As with all cults, members of political cults become victims of emotional and psychological manipulation. They often live in desperate need for the approval of their charismatic leader. But what makes political cults so particularly terrifying is that they often promote philosophies that endorse campaigns of extermination. Could PETA, which not only actively seeks out and then poisons thousands of animals a year, but which works to undermine lifesaving efforts across the country in order to ensure that shelters keep killing animals, be just such a cult?

Indeed, No Kill activists have often been baffled as to why PETA does not attempt to modulate its message in defense of killing in light of the No Kill movement’s evolving success, continually hammering home, as they do, tired clichés and disproven dogmas that many savvy animal lovers are now too informed to accept. Yet information about how cults actually work sheds some light on why that might be: In a cult, any information from outside the cult is considered evil, especially if it is opposing the cult. Cults train their members to reject any critical information given to them, and to not even entertain the thought that the information might be true.

As the employees Nathan spoke to demonstrated, although they had just sat through a 2 ½ hour presentation debunking all their justifications for killing, the message had fallen on deaf ears that were incapable of comprehending anything that contradicted the story line that PETA perpetuates and continually disseminates, including the myth that open admission shelters cannot be No Kill, the myth of too many animals and not enough homes, the notion that feral cats are suffering horribly, that any attempt to find more homes would put animals in the hands of abusers, and the most absurd of these absurdities, that killing is kindness, a gift.

For every time Nathan had attempted to break down for the PETA employees exactly where their information or logic was incorrect or flawed—their insistence that open admission shelters cannot be no kill, for example, by citing numerous animal control shelters nationwide that are, in fact, No Kill and open admission—or that pet overpopulation is a myth by showing that the number of homes that become available for animals every year vastly exceeds the number of animals being killed in shelters—the information simply did not penetrate. It was as though he was speaking a foreign language they could not understand; and in response, they simply kept repeating the same mantras over and over again: animals are suffering, killing is okay and killing is a gift. In short, they were entirely beyond the reach of reason.

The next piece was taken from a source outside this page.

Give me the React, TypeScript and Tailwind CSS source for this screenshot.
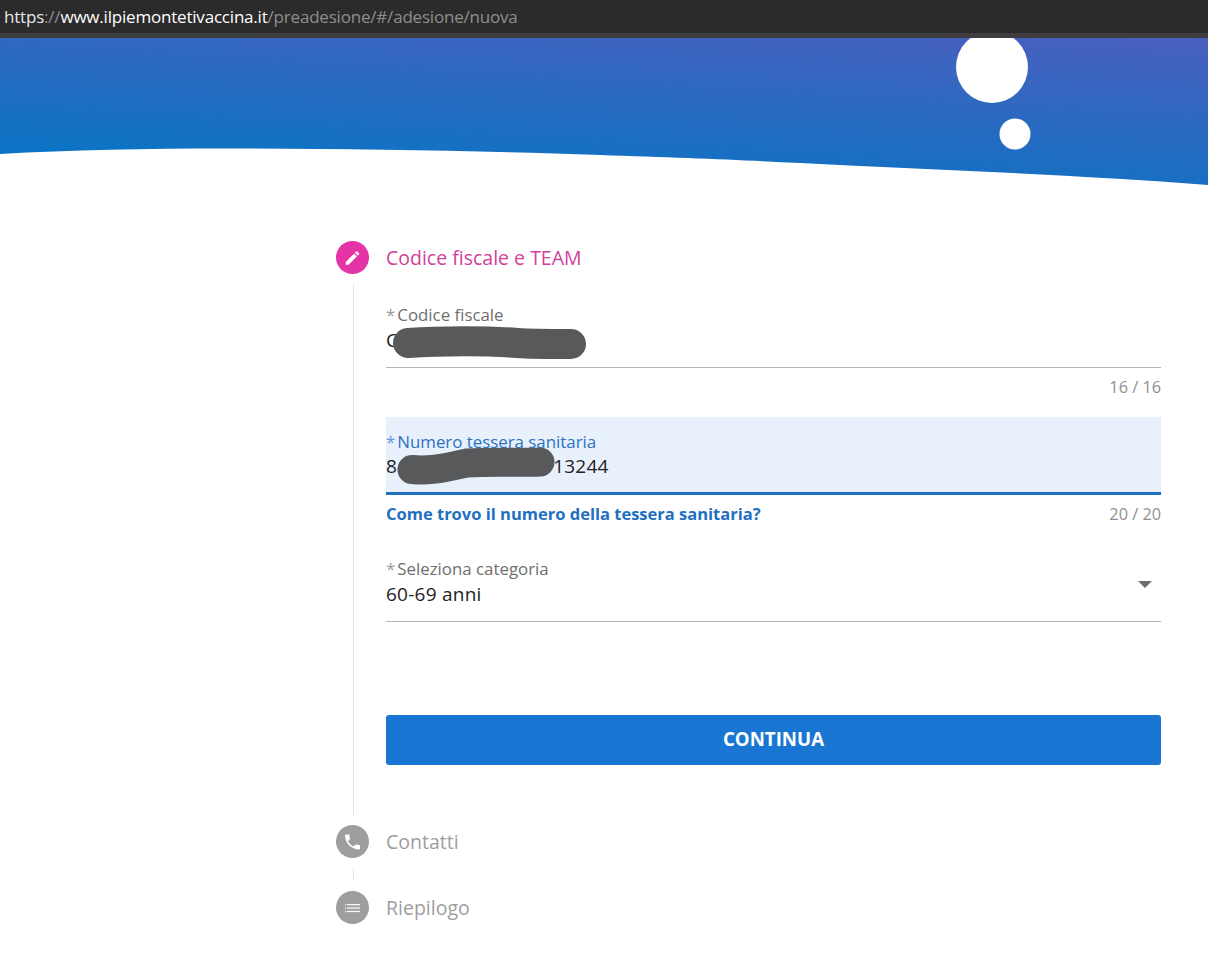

There is much we do not know about PETA. Admittedly, we lack details to confirm the diagnosis of what, exactly, ails the leadership of PETA and the people who go to work there. Is Ingrid Newkirk mentally ill? Is PETA a cleverly disguised cult, using proven mind control techniques to manipulate people into accepting and participating in a deadly and nefarious campaign for the extermination of animals? At this time in history, we do not yet know the answers to these dark and disturbing questions. Yet even if we can merely speculate about the why and the how roughly 2,000 animals die at the hands of PETA employees each and every year, ethics compel every animal lover to see beyond the façade PETA has created to mask the ugly and sordid truth about what that organization really is. Because for all we do not know, this much is certain: PETA is letting loose upon the world individuals who not only maniacally believe that killing is a good thing and that the living want to die, but who are legally armed with lethal drugs which they have already proven—29,426 times in the last 11 years—that they are not adverse to using.